Philosophers, right from antiquity to date, have theorised concerning the origin of civil society and the best form of government. Whereas some of them, like Plato and Aristotle, recommended aristocracy, others, such as Thomas Hobbes, Sir Robert Filmer and G.W.F. Hegel prefer some kind of monarchical arrangement. John Locke, J.S. Mill, Prof. Karl Popper, Dr. Nnamdi Azikiwe and Chief Obafemi Awolowo insist that representative government or democracy is the most appropriate system considering the plastic and complex nature of humans and the necessity of co-operative existence within a given geopolitical space.
Essentially democracy, as Abraham Lincoln defined it, is government of the people, by the people and for the people. Although in every form of government only a tiny minority or elite actually take decisions that affect the vast majority, the fundamental difference between a democratic system and the rest is that in the former there are specified intervals when eligible voters are permitted by law to select the tiny minority that would run the government at both the executive and legislative levels.
A democratic government cannot exist in a vacuum; it must be built on, nourished and sustained by, a robust democratic culture dominated by certain values. The values necessary in a democratic system include reasonableness, respect for the rule of law and for basic human rights and freedoms as enshrined in the United Nations charter on human rights, tolerance, and uncompromising desire for peaceful coexistence. But establishment of a viable democratic culture in any country or geopolitical environment is a daunting time-consuming challenge because, among other things, it requires certain intellectual qualities and psychological dispositions which are not very easy to cultivate and sustain. It follows that democratisation is always and everywhere a work-in-progress. Citizens of fairly well established democracies such as Britain, the United States, Switzerland and Botswana are still battling to ensure that the system is not derailed by the ever-present centrifugal forces tending to weaken or destroy democracies all over the world.
Experiment with democracy in Nigeria as a colonial amalgam began early in the twentieth century under the supervision of the colonial power, Britain. Since 1960 when the country became independent, various attempts have been made by several political leaders to deepen democratic culture, epitomised in the political writings and activities of Azikiwe, Awolowo, Adeniran Ogunsanya and Aminu Kano among others. Yet, ethnicity, religion, bulimic greed and hyperbolic political ambition among the political class remain the greatest obstacles to democratic consolidation in the country.
Of course, periodic military interventions retarded the evolution of genuine democratic culture between 1966 and 1999, to the extent that politicians sometimes conduct themselves as if they were military dictators propelled by authoritarian mentality. Nothing exemplifies this shameful approach to democratic governance better than worsening impunity and brazen emasculation of the local government system by various governors in different states of the federation.

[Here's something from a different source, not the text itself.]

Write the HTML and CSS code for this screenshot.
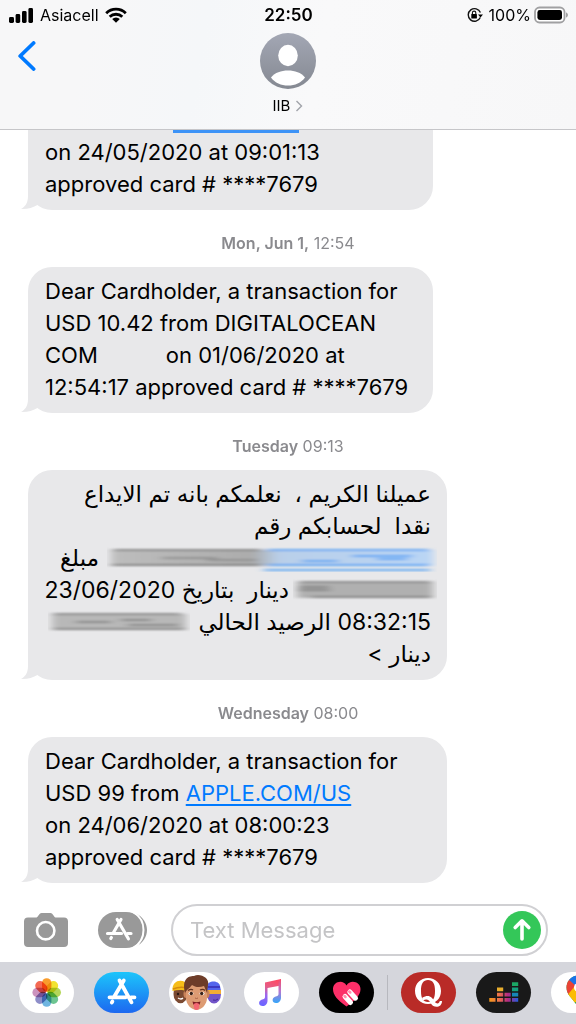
FILE: index.html
```
<!DOCTYPE html>
<html lang="en">
<head>
<meta charset="utf-8">
<meta name="viewport" content="width=device-width, initial-scale=1">
<title>IIB</title>
<link rel="stylesheet" href="styles.css">
</head>
<body>
<div class="screen">
  <header class="header">
    <div class="status">
      <div class="status-left">
        <svg class="signal" width="25" height="16" viewBox="0 0 25 16"><rect x="0" y="10" width="5" height="6" rx="1.4"/><rect x="6.6" y="7" width="4.6" height="9" rx="1.4"/><rect x="13" y="4" width="4.6" height="12" rx="1.4"/><rect x="19.4" y="1" width="4.6" height="15" rx="1.4"/></svg>
        <span>Asiacell</span>
        <svg class="wifi" width="22" height="16" viewBox="0 0 22 16"><g fill="none" stroke="#000" stroke-width="2.8"><path d="M1.2 6.2a14 14 0 0 1 19.6 0"/><path d="M4.7 9.8a9 9 0 0 1 12.6 0"/></g><path d="M11 15.8 7.2 12a5.4 5.4 0 0 1 7.6 0z"/></svg>
      </div>
      <time class="clock">22:50</time>
      <div class="status-right">
        <svg width="16" height="16" viewBox="0 0 16 16"><path d="M13.3 10.5A6.3 6.3 0 1 1 13.4 5.6" fill="none" stroke="#111" stroke-width="1.4"/><path d="M11 7.4h5l-2.500 3.200z"/><rect x="4.300" y="7" width="5.600" height="4.600" rx=".6"/><path d="M5.400 7.200V5.800a1.700 1.700 0 0 1 3.400 0v1.400" fill="none" stroke="#111" stroke-width="1.100"/></svg>
        <span>100%</span>
        <svg width="34" height="18" viewBox="0 0 34 18"><rect x="1" y="1.500" width="29.500" height="15" rx="4.500" fill="#fff" stroke="#a0a0a2" stroke-width="1.800"/><rect x="3.400" y="4" width="24.600" height="10" rx="2.400"/><path d="M32 6.300q2 1 2 2.700t-2 2.700z" fill="#a0a0a2"/></svg>
      </div>
    </div>
    <div class="nav">
      <button class="back" aria-label="Back"><svg width="18" height="30" viewBox="0 0 18 30"><path d="M15.600 2 2.200 15l13.400 13" fill="none" stroke="#007aff" stroke-width="3.800" stroke-linecap="round" stroke-linejoin="round"/></svg></button>
      <button class="contact">
        <svg width="56" height="56" viewBox="0 0 56 56"><defs><linearGradient id="av" x2="0" y2="1"><stop stop-color="#a3a7b4"/><stop offset="1" stop-color="#858992"/></linearGradient></defs><circle cx="28" cy="28" r="28" fill="url(#av)"/><ellipse cx="28" cy="22.500" rx="9.800" ry="10.700" fill="#fff"/><path d="M11 44.500C15 39.500 21 37.500 28 37.500s13 2 17 7c-4 5.500-10 8-17 8s-13-2.500-17-8z" fill="#fff"/></svg>
        <span class="contact-name">IIB <svg width="8" height="12" viewBox="0 0 8 12"><path d="M1.500 1 6.500 6l-5 5" fill="none" stroke="#a0a3a9" stroke-width="1.400"/></svg></span>
      </button>
    </div>
  </header>

  <main class="thread">
    <section class="bubble bubble-cut">
      <div class="link-underline"></div>
      <p>on 24/05/2020 at 09:01:13<br>approved card # ****7679</p>
      <svg class="tail" width="18" height="24" viewBox="0 0 18 24"><path d="M7 0v10C7 17 4 21 0 23q9 .5 17-4.200V0z"/></svg>
    </section>
    <time class="stamp"><b>Mon, Jun 1,</b> 12:54</time>
    <section class="bubble">
      <p>Dear Cardholder, a transaction for<br>USD 10.42 from DIGITALOCEAN<br>COM<span class="wide-gap"></span>on 01/06/2020 at<br>12:54:17 approved card # ****7679</p>
      <svg class="tail" width="18" height="24" viewBox="0 0 18 24"><path d="M7 0v10C7 17 4 21 0 23q9 .5 17-4.200V0z"/></svg>
    </section>
    <time class="stamp"><b>Tuesday</b> 09:13</time>
    <section class="bubble bubble-wide">
      <div class="arabic" lang="ar" dir="rtl">
        <p>عميلنا الكريم ،&nbsp; نعلمكم بانه تم الايداع</p>
        <p>نقدا&nbsp; لحسابكم رقم</p>
        <p class="masked"><svg class="mask-account" width="330" height="28" viewBox="0 0 330 28"><defs>
          <filter id="soft" x="-10%" y="-40%" width="120%" height="180%"><feGaussianBlur stdDeviation="4 .8"/></filter>
          <linearGradient id="acc"><stop stop-color="#bdbdbd"/><stop offset=".44" stop-color="#acacac"/><stop offset=".52" stop-color="#b9cfe9"/><stop offset="1" stop-color="#b9d5f5"/></linearGradient></defs>
          <g filter="url(#soft)"><rect x="4" y="6" width="322" height="16" fill="url(#acc)"/><path d="M6 6h148M4 21h150" stroke="#727272" stroke-width="1.500"/><path d="M55 14h55M100 16h50" stroke="#888" stroke-width="1.500"/><path d="M160 6h162M160 21h162M157 26h166M245 12h60M195 17h36M270 15h30" stroke="#3e97f5" stroke-width="1.600"/></g></svg><span>مبلغ</span></p>
        <p class="masked masked-tight"><svg class="mask-amount" width="144" height="28" viewBox="0 0 144 28"><g filter="url(#soft)"><rect x="4" y="6" width="136" height="16" fill="#b0b0b0"/><path d="M6 6h132M18 21h120M6 11h30M5 14h32" stroke="#777" stroke-width="1.500"/></g></svg><span>دينار&nbsp; بتاريخ 23/06/2020</span></p>
        <p class="masked"><span>08:32:15 الرصيد الحالي</span><svg class="mask-balance" width="142" height="28" viewBox="0 0 142 28"><g filter="url(#soft)"><rect x="4" y="6" width="134" height="16" fill="#b8b8b8"/><path d="M5 6h128M5 21h132M28 14h35M73 12h30M80 17h50" stroke="#777" stroke-width="1.500"/></g></svg></p>
        <p>دينار &gt;</p>
      </div>
      <svg class="tail" width="18" height="24" viewBox="0 0 18 24"><path d="M7 0v10C7 17 4 21 0 23q9 .5 17-4.200V0z"/></svg>
    </section>
    <time class="stamp"><b>Wednesday</b> 08:00</time>
    <section class="bubble bubble-wide">
      <p>Dear Cardholder, a transaction for<br>USD 99 from <a href="#">APPLE.COM/US</a><br>on 24/06/2020 at 08:00:23<br>approved card # ****7679</p>
      <svg class="tail" width="18" height="24" viewBox="0 0 18 24"><path d="M7 0v10C7 17 4 21 0 23q9 .5 17-4.200V0z"/></svg>
    </section>
  </main>

  <form class="composer">
    <button type="button" class="camera" aria-label="Camera"><svg width="44" height="34" viewBox="0 0 44 34"><path d="M4 4.500h8.500c1.500 0 2.500-4.500 5-4.500h9c2.500 0 3.500 4.500 5 4.500H40a4 4 0 0 1 4 4V30a4 4 0 0 1-4 4H4a4 4 0 0 1-4-4V8.500a4 4 0 0 1 4-4z" fill="#999"/><circle cx="21.700" cy="17.700" r="8.700" fill="none" stroke="#fff" stroke-width="2.600"/></svg></button>
    <button type="button" class="apps" aria-label="Apps"><svg width="50" height="36" viewBox="0 0 50 36"><path d="M38 1.500C45 5 49 11 49 18s-4 13-11 16.500C48 24 48 12 38 1.500z" fill="#999"/><rect width="46" height="36" rx="18" fill="#999"/><path d="M35 0C49 8 49 28 35 36" fill="none" stroke="#fff" stroke-width="2"/><g fill="none" stroke="#fff" stroke-width="3.200" stroke-linecap="round"><path d="M19.200 7.500 30.400 26.800M23 7.500 15.500 20.500M9.500 21.500h14M29.500 21.500h3.500M13.400 25.500l-.6 1"/></g></svg></button>
    <div class="field">
      <input type="text" aria-label="Text Message" placeholder="Text Message">
      <button type="button" class="send" aria-label="Send"><svg width="38" height="38" viewBox="0 0 38 38"><circle cx="19" cy="19" r="19" fill="#34c759"/><path d="M19 28V10M12.200 16.500 19 9.800l6.800 6.700" fill="none" stroke="#fff" stroke-width="3.600" stroke-linecap="round" stroke-linejoin="round"/></svg></button>
    </div>
  </form>

  <nav class="tray" aria-label="App drawer">
    <button class="app" aria-label="Photos"><svg width="55" height="41" viewBox="0 0 55 41"><g class="petals" transform="translate(27.700 20.500)">
      <rect x="-4.700" y="-14.300" width="9.400" height="13.500" rx="4.700" fill="#f99c2c"/>
      <rect x="-4.700" y="-14.300" width="9.400" height="13.500" rx="4.700" fill="#f2e32f" transform="rotate(45)"/>
      <rect x="-4.700" y="-14.300" width="9.400" height="13.500" rx="4.700" fill="#b4d658" transform="rotate(90)"/>
      <rect x="-4.700" y="-14.300" width="9.400" height="13.500" rx="4.700" fill="#6dc591" transform="rotate(135)"/>
      <rect x="-4.700" y="-14.300" width="9.400" height="13.500" rx="4.700" fill="#6fb5e0" transform="rotate(180)"/>
      <rect x="-4.700" y="-14.300" width="9.400" height="13.500" rx="4.700" fill="#8e8ec9" transform="rotate(225)"/>
      <rect x="-4.700" y="-14.300" width="9.400" height="13.500" rx="4.700" fill="#cc93be" transform="rotate(270)"/>
      <rect x="-4.700" y="-14.300" width="9.400" height="13.500" rx="4.700" fill="#f46a54" transform="rotate(315)"/></g></svg></button>
    <button class="app app-store" aria-label="App Store"><svg width="55" height="41" viewBox="0 0 55 41"><g fill="none" stroke="#fff" stroke-width="3.800" stroke-linecap="round"><path d="M25.500 8.500 37.500 30.300M29.800 8.500 20 25M15.500 25.300h16M37 25.300h3.500M18.400 29.500l-.6 1"/></g></svg></button>
    <button class="app" aria-label="Memoji"><svg width="55" height="41" viewBox="0 0 55 41">
      <ellipse cx="11.500" cy="22" rx="7" ry="9.300" fill="#7b4a32"/><path d="M3.500 19c-1-12 12-13 16-5v6c-6-3-11-2-16-1z" fill="#f6bd19"/><path d="M4 17q7-3 14-1" fill="none" stroke="#d68b0c" stroke-width="1.500"/><circle cx="9" cy="22" r="1.200" fill="#281712"/><path d="M9 26q3 2 5 0" stroke="#fff" stroke-width="1.300" fill="none"/>
      <ellipse cx="45" cy="22" rx="7" ry="9.500" fill="#7254c9"/><path d="M38 15c0-7 12-7 13-1l1 5H38z" fill="#5365ed"/><path d="M38 18h14v4H39z" fill="#f3ac35"/><path d="M39 15h12" stroke="#352bb2" stroke-width="1.500"/><path d="M44 28q3 1 5-1" stroke="#452797" fill="none"/>
      <ellipse cx="17" cy="22" rx="2.500" ry="4" fill="#c98259"/><ellipse cx="38" cy="22" rx="2.500" ry="4" fill="#c98259"/><path d="M17 15c0-8 21-8 21 0v11c0 7-6 12-10.500 12S17 33 17 26z" fill="#dd9b73"/><path d="M16 21C13 8 18 4 25 4c6-3 16 2 14 9l-1 8-3-7c-5 2-9 1-12-1-3 4-5 4-7 8z" fill="#6d3c29"/><path d="M19 18.500q3-2 5-.5M31 18q3-1.500 5 .5" stroke="#603221" stroke-width="1.300" fill="none"/><ellipse cx="22" cy="21.500" rx="2.500" ry="1.800" fill="#fff"/><ellipse cx="33" cy="21.500" rx="2.500" ry="1.800" fill="#fff"/><circle cx="22.300" cy="21.500" r="1.700" fill="#3b2217"/><circle cx="32.700" cy="21.500" r="1.700" fill="#3b2217"/><path d="M26 26q1.500 1 3 0" stroke="#aa6448" fill="none"/><path d="M23.500 29.500q4 1.500 8 0-1 5-4 5t-4-5z" fill="#7b1b22"/><path d="M24.800 32q2.700-2 5.400 0v3c0 4-5.400 4-5.400 0z" fill="#f36772"/></svg></button>
    <button class="app" aria-label="Music"><svg width="55" height="41" viewBox="0 0 55 41"><defs><linearGradient id="note" x1=".7" y1="0" x2=".4" y2="1"><stop stop-color="#ff4864"/><stop offset=".35" stop-color="#e65e86"/><stop offset=".65" stop-color="#9c66ee"/><stop offset="1" stop-color="#6f65ff"/></linearGradient><linearGradient id="note-right" x2="0" y2="1"><stop stop-color="#f84964"/><stop offset=".5" stop-color="#b877d0"/><stop offset="1" stop-color="#33a6fa"/></linearGradient></defs><path d="M21 10.500 37 7v6.500L23.500 16v12.500c0 3.500-2 5.500-5 5.500-4 0-4.500-5-1-6.300 2.500-1 3.500-.7 3.500-2.700z" fill="url(#note)"/><path d="M34.500 9 37 7v18.500c0 3.500-2 5.500-5 5.500-4 0-4.500-5-1-6.300 2.500-1 3.500-.7 3.500-2.700z" fill="url(#note-right)"/></svg></button>
    <button class="app app-black" aria-label="Digital Touch"><svg width="55" height="41" viewBox="0 0 55 41"><path d="M27.500 34.500C18 27.500 14 23 14 17c0-7.500 10-10 13.500-3.500C31 7 41.500 9.500 41.500 17c0 6-4.500 10.500-14 17.500z" fill="#fc2f68"/><g stroke="#fff" stroke-width="5" stroke-linecap="round"><path d="m26 24.500 5.500 6M30.800 20l5.700 6.200"/></g><path d="m25.500 24 1 1M30.300 19.500l1 1" stroke="#ff8fae" stroke-width="2.500" stroke-linecap="round"/></svg></button>
    <span class="divider"></span>
    <button class="app app-quora" aria-label="Quora"><svg width="55" height="41" viewBox="0 0 55 41"><path fill-rule="evenodd" d="M27 6C19.500 6 14 11.500 14 19s5.500 13 13 13 13-5.500 13-13S34.500 6 27 6zm0 2c4.800 0 7 3.500 7 11s-2.200 11-7 11-7-3.500-7-11 2.200-11 7-11z" fill="#fff"/><path d="M21 26c7-4.500 10-.5 12 2.700 2 3.300 5 3.800 5.800.3H41c0 7-8.500 7.500-11 2.500-2-4-4.500-5-8-3z" fill="#fff"/></svg></button>
    <button class="app app-deezer" aria-label="Deezer"><svg width="55" height="41" viewBox="0 0 55 41"><defs><linearGradient id="dz" gradientUnits="userSpaceOnUse" x1="13" x2="42" y1="0" y2="0"><stop stop-color="#f79a18"/><stop offset=".35" stop-color="#ee724d"/><stop offset=".65" stop-color="#b52982"/><stop offset="1" stop-color="#245dde"/></linearGradient></defs><path d="M13.300 26h6.200v3.700h-6.200zM21 26h6.200v3.700H21zM28.500 26h6.200v3.700h-6.200zM36 26h6.200v3.700H36zM21 20.800h6.200v3.700H21zM28.500 20.800h6.200v3.700h-6.200z" fill="url(#dz)"/><path d="M21 15.500h6.200v3.700H21z" fill="#e9ae2d"/><path d="M36 20.800h6.200v3.700H36z" fill="#1686b8"/><path d="M36 15.500h6.200v3.700H36z" fill="#15a07e"/><path d="M36 10.300h6.200V14H36z" fill="#1ba765"/></svg></button>
    <button class="app" aria-label="Google Maps"><svg width="55" height="41" viewBox="0 0 55 41"><defs><clipPath id="pin"><path d="M27.500 3.500c-7 0-12 5.500-12 12 0 9 8.500 11.500 12 22 3.500-10.500 12-13 12-22 0-6.500-5-12-12-12z"/></clipPath></defs><g clip-path="url(#pin)"><path d="M14 2h28v37H14z" fill="#34a853"/><path d="M14 7h5l7 7-12 13z" fill="#ea4335"/><path d="m17 7 9 8L37 0H20z" fill="#1a73e8"/><path d="m37 0-9 13 5 6 8-10z" fill="#4285f4"/><path d="m14 26 10-12 8 7-12 14z" fill="#fbbc04"/></g><circle cx="27.500" cy="15.500" r="4.500" fill="#fff"/></svg></button>
  </nav>
</div>
</body>
</html>
```

FILE: styles.css
```
* { box-sizing: border-box; }
body { margin: 0; background: #fff; color: #000; font-family: Inter, "DejaVu Sans", sans-serif; }
p { margin: 0; }
svg { display: block; flex: none; }
button { display: block; padding: 0; border: 0; background: none; font: inherit; color: inherit; }
.screen { display: flex; flex-direction: column; height: 100vh; overflow: hidden; }

.header { flex: none; border-bottom: 1px solid #c6c6c9; background: linear-gradient(100deg, #f7f7f8 15%, #f5f7f9 35%, #f9f9fa 55%, #f7f7f8 100%); }
.status { display: grid; grid-template-columns: 1fr auto 1fr; align-items: center; height: 29px; padding: 0 8px 0 9px; font-size: 16px; }
.status-left, .status-right { display: flex; align-items: center; gap: 6px; }
.status-right { justify-content: flex-end; }
.status-right svg:last-child { margin-left: -3px; }
.clock { font-size: 17px; font-weight: 600; }
.nav { display: grid; grid-template-columns: 1fr auto 1fr; align-items: start; padding: 4px 18px 13px; }
.back { justify-self: start; padding-top: 8px; }
.contact { display: flex; flex-direction: column; align-items: center; gap: 7px; }
.contact-name { display: flex; align-items: center; gap: 5px; font-size: 15px; line-height: 20px; }

.thread { flex: 1; min-height: 0; display: flex; flex-direction: column; justify-content: flex-end; padding-left: 28px; overflow: hidden; }
.bubble { position: relative; flex: none; width: 100%; max-width: 405px; padding: 8px 16px 10px 17px; border-radius: 24px; background: #e8e8ea; font-size: 22px; line-height: 32px; white-space: nowrap; }
.bubble-wide { max-width: 419px; }
.bubble-cut { padding-top: 0; border-top-left-radius: 0; border-top-right-radius: 0; }
.bubble a { color: #007aff; text-decoration-thickness: 2px; text-underline-offset: 3px; }
.link-underline { width: 126px; height: 3px; margin: 0 0 3px 128px; background: #3d93f7; }
.tail { position: absolute; left: -7px; bottom: 0; fill: #e8e8ea; }
.wide-gap { display: inline-block; width: 68px; }
.stamp { flex: none; height: 57px; padding-top: 23px; padding-right: 28px; text-align: center; font-size: 16px; line-height: 20px; color: #8a8a8e; }
.stamp b { font-weight: 600; }
.arabic { font-size: 23px; }
.arabic p { height: 32px; }
.masked { display: flex; align-items: center; gap: 8px; }
.masked-tight { gap: 4px; }
.mask-account, .mask-amount { margin-right: -6px; }

.composer { flex: none; display: flex; align-items: center; height: 79px; padding: 15px 28px 0 24px; }
.apps { margin: 0 23px 0 30px; }
.field { flex: 1; min-width: 0; display: flex; align-items: center; height: 52px; padding: 0 5px 0 17px; border: 2px solid #d0d0d3; border-radius: 26px; }
.field input { flex: 1; min-width: 0; padding: 0; border: 0; outline: 0; background: none; font: inherit; font-size: 22px; line-height: 28px; }
.field input::placeholder { color: #c4c4c6; opacity: 1; }

.tray { flex: none; display: flex; align-items: flex-start; gap: 20px; height: 62px; padding: 10px 0 0 19px; overflow: hidden; background: #d5d6dc; }
.app { flex: none; width: 55px; border-radius: 21px; background: #fff; overflow: hidden; }
.app-store { background: linear-gradient(#1cc5fb, #1d68f0); }
.app-black { background: #000; }
.app-quora { background: #b92b27; }
.app-deezer { background: #191919; }
.petals rect { mix-blend-mode: multiply; }
.divider { flex: none; width: 1px; height: 35px; margin: 3px -7px 0; background: #b7b8be; }
```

That said, it must be acknowledged that the 1999 constitution, which constitutes the fundamental legal document or grund norm of the country, is replete with anti-democratic provisions.
This is not surprising, bearing in mind that the document was prepared under the aegis of a military regime to serve certain entrenched feudalistic interests of the North. But there is no good reason why a constitution for a multiply pluralistic federation like Nigeria should contain provisions subordinating the interests of the federating units to that of the central government. Indeed, the most remarkable progress in Nigerian history was made when the country operated regionalism, which indicates that proper devolution of powers to the federating units is the most appropriate political structure for Nigeria as a whole.
Moreover, restructuring the federation now along the six widely recognised geopolitical zones will deepen our democratic experience by allowing the component parts to organise themselves in the most appropriate manner consonant with their history, culture and resources for rapid social transformation. Now, due to long-standing and entrenched interests benefiting from the current skewed arrangement, restructuring the federation will require a piecemeal approach. That is why Nigerians should accept recommendations of the National Conference organised by the federal government by seeing it as the first step in addressing the vexed issue of “true federalism.”
In my opinion, APC made a mistake when it refused to support the programme, because the action is a hasty and negativist cynical response to the task of reshaping Nigeria necessitated by the imperatives of our historical experiences. Moreover, the belief that Gen. Buhari will bring about meaningful change if elected President in spite of the disabled political structure we have now is too optimistic; it ignores the crippling effects of an overbearing central government on the developmental aspirations of the federating units.